Further, just because a reported risk is greater than 100 percent, that does not necessarily indicate a cause-and-effect relationship. Such reported risks may be statistically insignificant (indicating they could have occurred by chance) or have wide margins of error (indicating flaky data). And, of course, for any statistical risk to have meaning, it must be backed up by biological plausibility.

With these concepts in mind, let’s consider the AICR report.

The vast majority of the results from individual studies between every type of food and every type of cancer cited in the report are either significantly below 100 percent and/or statistically insignificant. The relatively few cited risks that exceed 100 percent are typically not statistically significant or have wide margins of error.

Consider the data presented for processed meat, which the AICR report claims to be too dangerous to eat.

Of the 17 study results concerning processed meat and colon cancer comparing high consumption to low consumption 15 are way below, and one is at the 100 percent-risk threshold. Thirteen studies aren’t statistically significant. Not only is the lone study claiming a risk above 100 percent (a reported 250 percent increase in risk) barely statistically significant, it has a margin of error four times the size of the reported risk.

Of the seven studies reporting a cancer risk per serving of processed meat, all reported risks are substantially below the 100 percent threshold.
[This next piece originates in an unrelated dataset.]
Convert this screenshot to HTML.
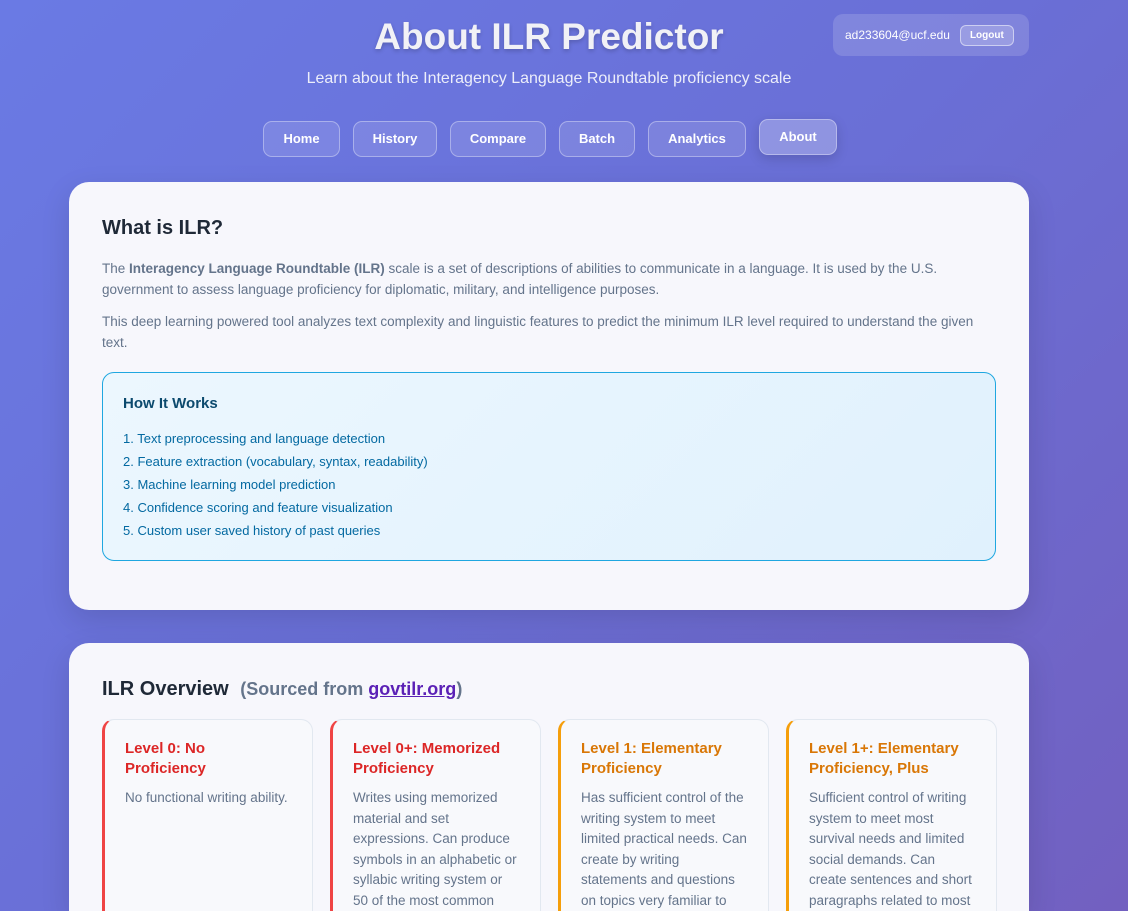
<!DOCTYPE html>
<html><head><meta charset="utf-8"><style>
*{box-sizing:border-box;margin:0;padding:0}
html,body{width:1128px;height:911px;overflow:hidden}
body{font-family:"Liberation Sans",sans-serif;background:linear-gradient(135deg,#6a7ae4 0%,#6a6fd6 50%,#7260c0 100%);position:relative}
h1{position:absolute;left:0;width:1098px;text-align:center;top:16px;font-size:37px;color:#f1f1f6;font-weight:bold;text-shadow:0 2px 4px rgba(0,0,0,.2)}
.sub{position:absolute;left:0;width:1098px;text-align:center;top:70px;font-size:16px;color:#eceefa}
.user{position:absolute;left:833px;top:14px;width:196px;height:42px;border-radius:10px;background:rgba(255,255,255,.15);font-size:12px;color:#fff;display:flex;align-items:center;padding-left:12px}
.user span.b{margin-left:10px;border:1px solid rgba(255,255,255,.5);background:rgba(255,255,255,.2);border-radius:6px;font-size:10px;padding:4px 9px;font-weight:bold}
.nav{position:absolute;top:121px;left:263px;display:flex;gap:13px}
.nav div{height:36px;border:1px solid rgba(255,255,255,.35);background:rgba(255,255,255,.12);border-radius:9px;color:#fff;font-size:13px;font-weight:bold;line-height:34px;text-align:center}
.nav div.a{background:rgba(255,255,255,.25);margin-top:-2px;box-shadow:0 4px 12px rgba(0,0,0,.15)}
.card{position:absolute;left:69px;width:960px;background:#f7f7fc;border-radius:20px;padding:33px;box-shadow:0 10px 30px rgba(0,0,0,.12)}
h2{font-size:20px;color:#1f2937;font-weight:bold}
p{font-size:13.5px;line-height:20.5px;color:#64748b}
.how{margin-top:19px;height:189px;border:1px solid #1fa7e0;border-radius:12px;background:linear-gradient(135deg,#ecf7fe,#e0f1fd);padding:22px 20px}
.how h3{font-size:15px;color:#0c4a6e;margin-bottom:15px}
.how div{font-size:13px;color:#0369a1;line-height:23px}
.grid{position:absolute;top:76px;left:33px;display:flex;gap:17px}
.lv{width:211px;height:240px;border:1px solid #e2e8f0;border-left:3px solid #ef4444;border-radius:12px;padding:19px 20px;background:#f8f9fc}
.lv h4{font-size:15px;line-height:19.5px;margin-bottom:10px;color:#dc2626}
.lv.o{border-left-color:#f59e0b}.lv.o h4{color:#d97706}
.lv p{line-height:20.5px}
</style></head><body>
<h1>About ILR Predictor</h1>
<div class="sub">Learn about the Interagency Language Roundtable proficiency scale</div>
<div class="user">ad233604@ucf.edu<span class="b">Logout</span></div>
<div class="nav"><div style="width:77px">Home</div><div style="width:84px">History</div><div style="width:96px">Compare</div><div style="width:76px">Batch</div><div style="width:98px">Analytics</div><div class="a" style="width:78px">About</div></div>
<div class="card" style="top:182px;height:428px">
<h2 style="margin-top:2px">What is ILR?</h2>
<p style="margin-top:19px">The <b>Interagency Language Roundtable (ILR)</b> scale is a set of descriptions of abilities to communicate in a language. It is used by the U.S. government to assess language proficiency for diplomatic, military, and intelligence purposes.</p>
<p style="margin-top:12px">This deep learning powered tool analyzes text complexity and linguistic features to predict the minimum ILR level required to understand the given text.</p>
<div class="how"><h3>How It Works</h3>
<div>1. Text preprocessing and language detection</div>
<div>2. Feature extraction (vocabulary, syntax, readability)</div>
<div>3. Machine learning model prediction</div>
<div>4. Confidence scoring and feature visualization</div>
<div>5. Custom user saved history of past queries</div></div>
</div>
<div class="card" style="top:643px;height:268px;border-radius:20px 20px 0 0">
<h2 style="margin-top:2px">ILR Overview <span style="color:#64748b;font-size:18px;margin-left:6px">(Sourced from <u style="color:#5b21b6">govtilr.org</u>)</span></h2>
<div class="grid">
<div class="lv" style="height:192px;border-bottom:none;border-radius:12px 12px 0 0"><h4>Level 0: No<br>Proficiency</h4><p>No functional writing ability.</p></div>
<div class="lv" style="height:192px;border-bottom:none;border-radius:12px 12px 0 0"><h4>Level 0+: Memorized Proficiency</h4><p>Writes using memorized material and set expressions. Can produce symbols in an alphabetic or syllabic writing system or 50 of the most common</p></div>
<div class="lv o" style="height:192px;border-bottom:none;border-radius:12px 12px 0 0"><h4>Level 1: Elementary Proficiency</h4><p>Has sufficient control of the writing system to meet limited practical needs. Can create by writing statements and questions on topics very familiar to</p></div>
<div class="lv o" style="height:192px;border-bottom:none;border-radius:12px 12px 0 0;overflow:hidden"><h4>Level 1+: Elementary Proficiency, Plus</h4><p>Sufficient control of writing system to meet most survival needs and limited social demands. Can create sentences and short paragraphs related to most</p></div>
</div></div>
</body></html>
Four results are clearly not statistically significant and two are borderline insignificant.

On the basis of these dubious statistical results, the AICR report concludes that “processed meat is a convincing cause of colorectal cancer.” This is an appalling and unsupported conclusion.

In the end, the AICR report isn’t really science at all it’s more of bloody crime scene where science got violently mugged by hoods costumed as health and nutrition experts and wielding statistical pepper spray. In some ways, this shoddy science isn’t surprising when one considers that the AICR also pitches cranberry recipes and other culinary snake oil as a means of reducing cancer risk.

The AICR advocates against consuming fat, salt, sugar and alcohol—an agenda worth $37 million in charitable donations in 2006. So we shouldn’t be surprised when the food police issue a “report” advancing such a lucrative agenda.